Don’t trust your stock broker blindly:
Most investors invest their money through investment brokers. If you are interested in the share market and want to invest, you contact the brokerage firm. Brokers first convince you and when you start investing your money, they work as a guide for you. They share all the vital and sometimes core information from the market. Many people blindly believe in their advice, and buy and sell according to their advice. But, it does not necessarily mean their opinions will always bring a smile to your face. Many times, their advice may lead to losing your hard-earned money. Before taking any decision if possible cross-checks their advice with someone else.
Try to skip the short-term investments:
Many people describe the share market as an addiction and for good reason. As many people get rich quickly by making the right decisions, others end up gaining nothing and sometimes they run in the negative. More or less short-term investments are always at high risk be it a newbie or an experienced trader. Into intraday trading within a couple of minutes share prices drop and rise. So, it is always a tough task to predict whether the shares are likely to go up or down. In the long term, you get a graph and can decide about the future much easier. So, choosing short-term investments is riskier.
Don’t come to the field without any knowledge:
Be it a business or investments, having knowledge is inevitable in that field. Besides other things, when you are going to invest money in shares, you need to have some basic knowledge before you start otherwise chances are you will surely lose your hard-earned money. Every day so many people put their money into the market. You may have heard people who are so experienced still lose their hard-earned money with some mistakes.
The market is risky enough and simple miscalculation or misinformation may be devastating. So, before you invest in the market, you need to have a basic idea about the market or where you are going to invest your money. So, it is better to stay away from investing unless you gain some basic knowledge about it.
Investing without investigating properly:
Everyone who invests in the share market with the hope of good returns. But, many fail to gain so by embracing the wrong stocks. Just because a stock is rising high does not mean that it can give you long-term benefits. Every company has its timing, depending on various aspects, either its share price gets high or down.
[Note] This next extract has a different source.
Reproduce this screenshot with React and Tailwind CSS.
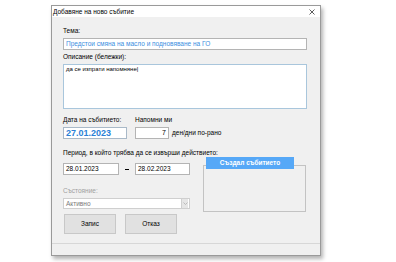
import React from "react";

const font = { fontFamily: '"Liberation Sans", Arial, sans-serif' };

const Box = ({ className = "", children }) => (
  <div className={`flex items-center bg-white border px-[2px] ${className}`}>
    {children}
  </div>
);

export default function App() {
  return (
    <div
      className="w-[396px] h-[262px] bg-white pl-[51px] pt-[5px] text-[6.5px] leading-[8px] text-black"
      style={font}
    >
      <div className="w-[270px] h-[251px] border border-[#9a9a9a] bg-[#f0f0f0] flex flex-col shadow-[2px_3px_4px_rgba(0,0,0,0.3)]">
        {/* title bar */}
        <div className="h-[11px] bg-white flex items-center justify-between pl-[1px] pr-[5px]">
          <span>Добавяне на ново събитие</span>
          <svg width="6" height="6" viewBox="0 0 6 6">
            <path d="M0.5 0.5 L5.5 5.5 M5.5 0.5 L0.5 5.5" stroke="#333" strokeWidth="0.8" />
          </svg>
        </div>

        <div className="flex flex-col pl-[11px] pr-[13px]">
          <div className="mt-[10px] h-[8px]">Тема:</div>
          <Box className="mt-[3px] h-[12px] border-[#b4b4b4] text-[#3b8ee0]">
            Предстои смяна на масло и подновяване на ГО
          </Box>

          <div className="mt-[3px] h-[8px]">Описание (бележки):</div>
          <div className="mt-[3px] h-[45px] bg-white border border-[#a9c6dc] px-[2px] pt-[1px] text-[6px] leading-[7px]">
            да се изпрати напомняне<span className="font-thin">|</span>
          </div>

          <div className="mt-[7px] flex gap-[8px]">
            <div className="flex flex-col w-[64px]">
              <div className="h-[8px]">Дата на събитието:</div>
              <Box className="mt-[3px] h-[12px] border-[#a9b9c8] text-[#2a7fd6] font-bold text-[9px]">
                27.01.2023
              </Box>
            </div>
            <div className="flex flex-col">
              <div className="h-[8px]">Напомни ми</div>
              <div className="mt-[3px] flex items-center gap-[3px]">
                <Box className="h-[12px] w-[34px] justify-end border-[#b4b4b4] text-[7px]">7</Box>
                <span>ден/дни по-рано</span>
              </div>
            </div>
          </div>

          <div className="mt-[10px] h-[8px]">
            Период, в който трябва да се извърши действието:
          </div>

          <div className="flex items-start gap-[13px]">
            <div className="flex flex-col w-[127px]">
              <div className="mt-[6px] flex items-center">
                <Box className="h-[12px] w-[56px] border-[#b4b4b4]">28.01.2023</Box>
                <div className="w-[16px] flex justify-center">
                  <div className="w-[4px] h-[1px] bg-black" />
                </div>
                <Box className="h-[12px] w-[55px] border-[#b4b4b4]">28.02.2023</Box>
              </div>
              <div className="mt-[12px] h-[8px] text-[#a0a0a0]">Състояние:</div>
              <div className="mt-[3px] h-[11px] flex items-center bg-white border border-[#cfcfcf] pl-[2px] text-[#7a7a7a]">
                <span className="flex-1">Активно</span>
                <div className="w-[7px] h-[9px] bg-[#e6e6e6] border-l border-[#d0d0d0] flex items-center justify-center mr-[1px]">
                  <svg width="5" height="3" viewBox="0 0 5 3">
                    <path d="M0.5 0.5 L2.5 2.5 L4.5 0.5" stroke="#b0b0b0" strokeWidth="0.8" fill="none" />
                  </svg>
                </div>
              </div>
            </div>
            <div className="flex flex-col w-[103px]">
              <div className="relative z-10 ml-[3px] w-[88px] h-[12px] bg-[#56a8f7] text-white font-bold flex items-center justify-center">
                Създал събитието
              </div>
              <div className="-mt-[4px] h-[47px] border border-[#c3c3c3]" />
            </div>
          </div>

          <div className="mt-[2px] flex gap-[9px] pl-[1px]">
            <div className="w-[52px] h-[20px] bg-[#e1e1e1] border border-[#c8c8c8] flex items-center justify-center">
              Запис
            </div>
            <div className="w-[52px] h-[20px] bg-[#e1e1e1] border border-[#c8c8c8] flex items-center justify-center">
              Отказ
            </div>
          </div>
        </div>

        <div className="mt-[9px] h-[1px] bg-[#d7d7d7]" />
      </div>
    </div>
  );
}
You need to check all the previous financial periods of the company thoroughly. Besides, who are the key position holders in the company, their latest products and services, what size of the company, what shareholder pattern, and more? These points are vital to check before you buy stock in that company. Otherwise, chances are high to lose your money.
Don’t go opposite the flow:
When a company is on listing to the stock market, you can check its previous year’s graphs. If you see, it expresses the company’s situation in various moments. Yearly wise each company has its ups and downs. If you closely observe them, you can trace the trend. For example, a company which is producing air conditioning machines. Now, in summer the demand for ACs stays high and in winter it gets down.
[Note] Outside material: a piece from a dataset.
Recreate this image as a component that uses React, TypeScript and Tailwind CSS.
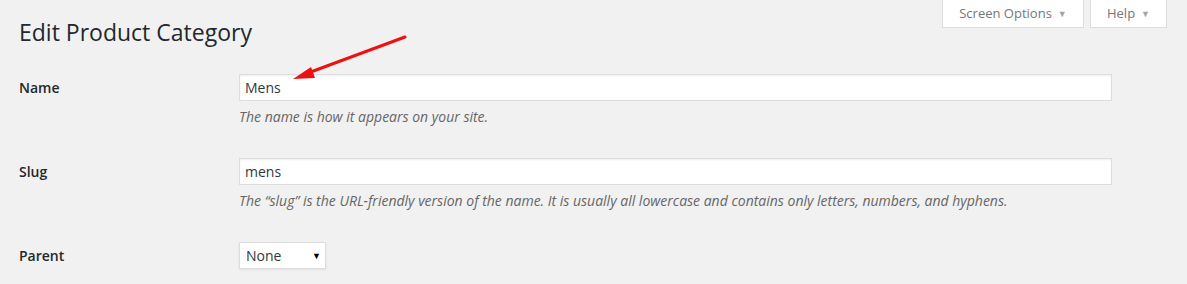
import React from "react";

const rows = [
  { label: "Name", value: "Mens", help: "The name is how it appears on your site." },
  {
    label: "Slug",
    value: "mens",
    help: "The \u201cslug\u201d is the URL-friendly version of the name. It is usually all lowercase and contains only letters, numbers, and hyphens.",
  },
];

function TabButton({ label, className }: { label: string; className: string }) {
  return (
    <button
      className={`flex h-[28px] items-center justify-center gap-[6px] border border-t-0 border-[#ddd] bg-white text-[13px] text-[#72777c] ${className}`}
    >
      {label}
      <span className="text-[9px] text-[#a0a5aa]">▼</span>
    </button>
  );
}

export default function App() {
  return (
    <div
      className="relative h-[284px] w-[1187px] overflow-hidden bg-[#f1f1f1] text-[#23282d]"
      style={{ fontFamily: '"Open Sans", "Noto Sans", sans-serif' }}
    >
      <div className="absolute right-[20px] top-0 flex gap-[6px]">
        <TabButton label="Screen Options" className="w-[142px]" />
        <TabButton label="Help" className="w-[77px]" />
      </div>

      <h1 className="pl-[19px] pt-[16px] text-[23px] leading-[32px] font-normal">Edit Product Category</h1>

      <div className="mt-[26px] flex flex-col">
        {rows.map((row) => (
          <div key={row.label} className="flex h-[84px]">
            <div className="w-[239px] pl-[19px] pt-[1px] text-[14px] leading-[26px] font-semibold">{row.label}</div>
            <div className="flex flex-col">
              <input
                readOnly
                value={row.value}
                className="h-[27px] w-[873px] border border-[#ddd] bg-white px-[5px] text-[14px] text-[#32373c] shadow-[inset_0_1px_2px_rgba(0,0,0,0.07)] outline-none"
              />
              <p className="mt-[6px] text-[14px] leading-[20px] italic text-[#666]">{row.help}</p>
            </div>
          </div>
        ))}
        <div className="flex">
          <div className="w-[239px] pl-[19px] pt-[1px] text-[14px] leading-[26px] font-semibold">Parent</div>
          <div className="flex h-[27px] w-[87px] items-center justify-between border border-[#ddd] bg-white pl-[6px] pr-[4px] text-[14px] text-[#32373c] shadow-[0_1px_2px_rgba(0,0,0,0.07)]">
            <span>None</span>
            <span className="text-[9px] text-black">▼</span>
          </div>
        </div>
      </div>

      {/* annotation arrow */}
      <svg className="absolute left-0 top-0" width="1187" height="284" viewBox="0 0 1187 284">
        <line x1="405" y1="37" x2="308" y2="73" stroke="#ee1111" strokeWidth="3" strokeLinecap="round" />
        <polygon points="293,79 311,67 315,78" fill="#ee1111" />
      </svg>
    </div>
  );
}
Now, obviously, the price of the shares will rise when it is summer, and in the cold season, the share will go down. Now, that’s the trend that happens each year. So, most people buy or sell the share according to the trend, and no one should do something exceptional from the trend. Otherwise, it might put you into real trouble.
Don’t put all eggs in one bucket:
It’s a clever move to invest your money in different places rather than in a single one. To be honest, even after doing lots of research, there is always a chance of crashing the market. Now, if you diversify your investments, you lose some portion of your investment. Beginners always make this mistake. When they find that a share is giving very high returns, they put all their capital into that share. And all of a sudden when the share falls, they lose everything they got. So, go for multiple investment opportunities.
Don’t be too greedy:
We all invest our money in the share market with the hope of gaining profit. But some of us become so greedy that we take high risks and most of the time face huge losses instead of any profit either. Especially inexperienced investors become very greedy when they get some profits. When you book some profit, you still do not use your whole capital. Most newbies, when they make a profit, invest the whole capital and gain money together. But, that’s not a smart decision either.
These are some tips that you may need to follow if you do not want to lose your hard-earned money easily. As you gain more and more experience, you become an expert, and then chances are very low to book losses instead of profits.